Though the Senate passed the bill 68-32 in 2013, it died in the House and became a political albatross for the Republicans who worked to usher it through.
"He was relentless, he was constantly putting out new information and that kind of energy and determination when you are David and the other side is not just Goliath, but 100 Goliaths," Mark Krikorian, executive director of the Center for Immigration Studies, said Monday.
Krikorian, whose conservative organization advocates for more efforts to restrict legal immigration into the United States, said Miller's role was "essential" to the Alabama senator.
Sessions eventually became the first sitting senator to endorse Trump, sporting a Make America Great Again hat at a February 2015 rally in Madison, Alabama.

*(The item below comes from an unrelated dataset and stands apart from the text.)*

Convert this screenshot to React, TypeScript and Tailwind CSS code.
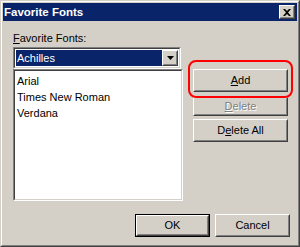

The joining of Trump and Sessions — two immigration hardliners — cemented Miller's career, and set him on a path to the West Wing and a key position at the arm of Trump.
But in the eyes of some Republicans, Miller isn't ready for this role.
"Why did Stephen Miller fight so hard to put out this order on Friday without talking to any of the other agencies?" Joe Scarborough, former Republican congressman and MSNBC host, said on Monday. "You've got a very young person in the White House on a power trip thinking that you can just write executive orders and tell all of your Cabinet agencies to go to hell."
For those who knew him years ago, Miller is who he always was.
"I see him on TV today and hear about him," Karimi said, "and think he was exactly the same back then."